O'Born Contemporary

Exhibition

I Am My Family

Rafael Goldchain, Solo Exhibition

April 18 – May 30, 2009

exhibition text

Rafael Goldchain has a reputation as a photographer of historical events, rewarded and recognized for his documents of moments of significance and the people who occupy them.

At first glance the photographs in 'I Am My Family' seem to echo his earlier works, we see an album comprised of apparently traditional black and white portraits but on second glance we are treated to the nod and wink of knowing that the traditions of both photo and family histories have been slyly subverted. Goldchain has addressed the provocations of the photograph as memory and truth device, and he has done so while using himself as the human canvas for the construction of many possible identities.
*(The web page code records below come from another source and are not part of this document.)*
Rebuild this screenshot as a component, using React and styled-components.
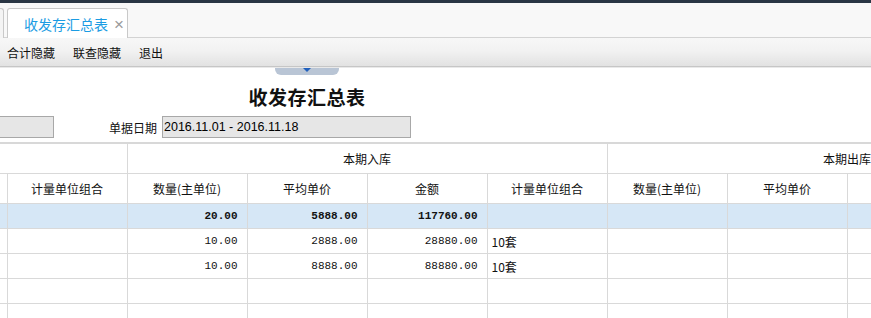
import React from 'react'
import styled, { createGlobalStyle } from 'styled-components'

const GlobalStyle = createGlobalStyle`
  html, body {
    margin: 0;
    padding: 0;
    background: #ffffff;
    overflow: hidden;
  }
  body {
    font-family: "Noto Sans CJK SC", "Liberation Sans", sans-serif;
    color: #111;
  }
`

const Page = styled.div`
  width: 871px;
  height: 318px;
  overflow: hidden;
  background: #fff;
`

const TopBar = styled.div`
  height: 3px;
  background: #2a3644;
`

const TabStrip = styled.div`
  height: 34px;
  background: #f8f8f8;
  border-bottom: 1px solid #d3d3d3;
  display: flex;
  align-items: flex-end;
  gap: 3px;
`

const Tab = styled.div`
  box-sizing: border-box;
  flex: none;
  height: 30px;
  margin-bottom: -1px;
  width: ${p => (p.$stub ? '4px' : '121px')};
  border: 1px solid #c9c9c9;
  border-bottom: none;
  border-left: ${p => (p.$stub ? 'none' : '1px solid #c9c9c9')};
  border-radius: ${p => (p.$stub ? '0 3px 0 0' : '3px 3px 0 0')};
  background: ${p => (p.$stub ? '#f4f4f4' : '#fff')};
  display: flex;
  align-items: center;
  padding-left: ${p => (p.$stub ? 0 : 16)}px;
  gap: 6px;
  font-size: 14px;
  color: #1b9ce3;
  overflow: hidden;
`

const Close = styled.span`
  font-family: "Liberation Sans", sans-serif;
  color: #9a9a9a;
  font-size: 17px;
  line-height: 1;
  margin-top: 1px;
`

const Toolbar = styled.div`
  height: 28px;
  background: linear-gradient(#f7f7f7, #f2f2f2 45%, #e2e2e2);
  border-bottom: 1px solid #c6c6c6;
  box-shadow: 0 1px 0 #e9e9e9;
  display: flex;
  align-items: center;
  padding-left: 7px;
  gap: 18px;
  font-size: 12px;
  color: #111;
`

const Head = styled.div`
  width: 614px;
  display: flex;
  flex-direction: column;
  align-items: center;
`

const Handle = styled.div`
  width: 64px;
  height: 7px;
  margin-top: 1px;
  background: #b9c5d5;
  border-radius: 0 0 6px 6px;
  display: flex;
  justify-content: center;
`

const Arrow = styled.div`
  width: 0;
  height: 0;
  border-left: 4px solid transparent;
  border-right: 4px solid transparent;
  border-top: 4px solid #2160bd;
`

const Title = styled.div`
  margin-top: 10px;
  height: 24px;
  line-height: 24px;
  font-size: 19px;
  font-weight: 700;
  letter-spacing: 0.5px;
  color: #111;
`

const FilterRow = styled.div`
  margin-top: 7px;
  display: flex;
  align-items: center;
  height: 22px;
`

const Field = styled.div`
  box-sizing: border-box;
  width: ${p => p.$w}px;
  height: 22px;
  background: #e6e6e6;
  border: 1px solid #a8a8a8;
  border-left: ${p => (p.$cut ? 'none' : '1px solid #a8a8a8')};
  font-family: "Liberation Sans", Arial, sans-serif;
  font-size: 12.5px;
  line-height: 20px;
  padding-left: 1px;
  color: #000;
`

const Label = styled.span`
  font-size: 12px;
  margin: 0 5px 0 55px;
  color: #111;
`

const TableWrap = styled.div`
  margin-top: 4px;
  width: 871px;
  overflow: hidden;
  border-top: 2px solid #d8d8d8;
`

const Grid = styled.table`
  border-collapse: collapse;
  table-layout: fixed;
  width: 1087px;
  font-size: 12px;
  tr > *:first-child {
    border-left: none;
  }
`

const Th = styled.th`
  font-weight: 400;
  height: 29px;
  padding: 0;
  border: 1px solid #d9d9d9;
  border-top: ${p => (p.$first ? 'none' : '1px solid #d9d9d9')};
  text-align: center;
  white-space: nowrap;
  overflow: hidden;
  color: #111;
`

const Row = styled.tr`
  background: ${p => (p.$total ? '#d6e7f6' : '#fff')};
  font-weight: ${p => (p.$total ? 700 : 400)};
`

const Td = styled.td`
  height: 24px;
  padding: 0 ${p => (p.$left ? '0 0 4px' : '9px 0 0')};
  border: 1px solid #d9d9d9;
  text-align: ${p => (p.$left ? 'left' : 'right')};
  font-family: ${p => (p.$left ? '"Noto Sans CJK SC", sans-serif' : '"Liberation Mono", monospace')};
  font-size: ${p => (p.$left ? '12px' : '11px')};
  white-space: nowrap;
  overflow: hidden;
  color: #111;
`

const cols = [7, 120, 120, 120, 120, 120, 120, 120, 120, 120]

const rows = [
  { total: true, cells: ['', '', '20.00', '5888.00', '117760.00', '', '', '', '', ''] },
  { cells: ['', '', '10.00', '2888.00', '28880.00', '10套', '', '', '', ''] },
  { cells: ['', '', '10.00', '8888.00', '88880.00', '10套', '', '', '', ''] },
  { cells: ['', '', '', '', '', '', '', '', '', ''] },
  { cells: ['', '', '', '', '', '', '', '', '', ''] },
]

const subHeads = ['', '计量单位组合', '数量(主单位)', '平均单价', '金额', '计量单位组合', '数量(主单位)', '平均单价', '金额', '计量单位组合']

export default function App() {
  return (
    <Page>
      <GlobalStyle />
      <TopBar />
      <TabStrip>
        <Tab $stub />
        <Tab>
          收发存汇总表
          <Close>×</Close>
        </Tab>
      </TabStrip>
      <Toolbar>
        <span>合计隐藏</span>
        <span>联查隐藏</span>
        <span>退出</span>
      </Toolbar>
      <Head>
        <Handle>
          <Arrow />
        </Handle>
        <Title>收发存汇总表</Title>
      </Head>
      <FilterRow>
        <Field $w={54} $cut />
        <Label>单据日期</Label>
        <Field $w={249}>2016.11.01 - 2016.11.18</Field>
      </FilterRow>
      <TableWrap>
        <Grid>
          <colgroup>
            {cols.map((w, i) => (
              <col key={i} style={{ width: w }} />
            ))}
          </colgroup>
          <thead>
            <tr>
              <Th $first colSpan={2} />
              <Th $first colSpan={4}>本期入库</Th>
              <Th $first colSpan={4}>本期出库</Th>
            </tr>
            <tr>
              {subHeads.map((h, i) => (
                <Th key={i}>{h}</Th>
              ))}
            </tr>
          </thead>
          <tbody>
            {rows.map((r, i) => (
              <Row key={i} $total={r.total}>
                {r.cells.map((c, j) => (
                  <Td key={j} $left={j === 5 || j === 9 || j === 1}>{c}</Td>
                ))}
              </Row>
            ))}
          </tbody>
        </Grid>
      </TableWrap>
    </Page>
  )
}
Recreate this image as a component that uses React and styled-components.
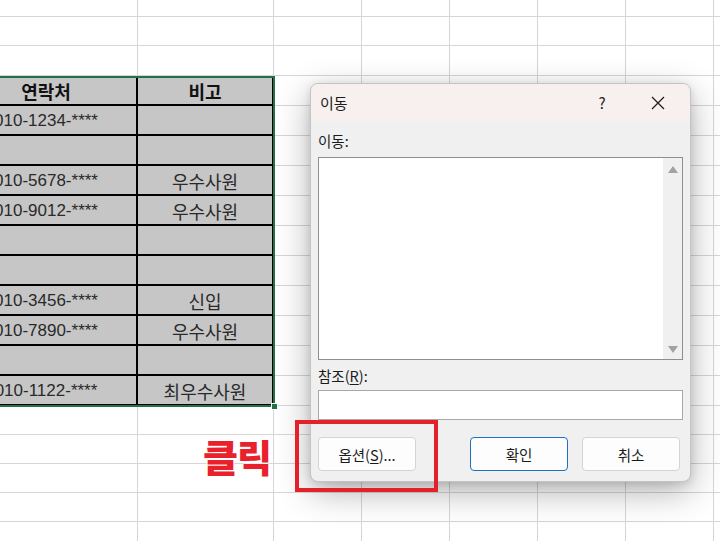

He has created avatars and digital revenants structured on fragments that initially began with Goldchain posing in full costume and makeup to portray his extended family. Familial resemblances have been finessed through the use of traditional makeup, styling and props as well as digital darkroom techniques, the end result is a motley collection of individuals who may or may not have existed, who may or may not share any common heritage beyond the musings and intentional manipulations of the artist. Goldchain's audience must shift their thinking dramatically as they meander through this gallery of rogues and beauties, geeks and philosophers, aged, young, handsome, beautiful. The personae created in the space in front of the camera belong to a different sort of fiction, woven from a golden thread of the artist's DNA, and are the product of considerable historical research and conceptual rigour. However, as with any one can never rely on the family historian to be telling the entire truth and we linger over each document, inspecting the traces in hopes of seeing a resemblance, unsure as to which members of his chosen family are post-production fabrications, manipulated in spirit as well as flesh.

At times one can barely recognize the slightest trace of the self he has chosen to portray in these ambiguous tokens of memory and digital data. We imagine our own family in the postures and glances, yet Goldchain remains; he is his model of choice. The family he shares with us has ultimately become potential links in a shared human history. Prompted by the artifice used in his invocation of bloodlines to think about a collective history of fragments, be it of skin, bone, class, culture, we are enriched by pondering links of a deeper lineage beyond than those of naming alone.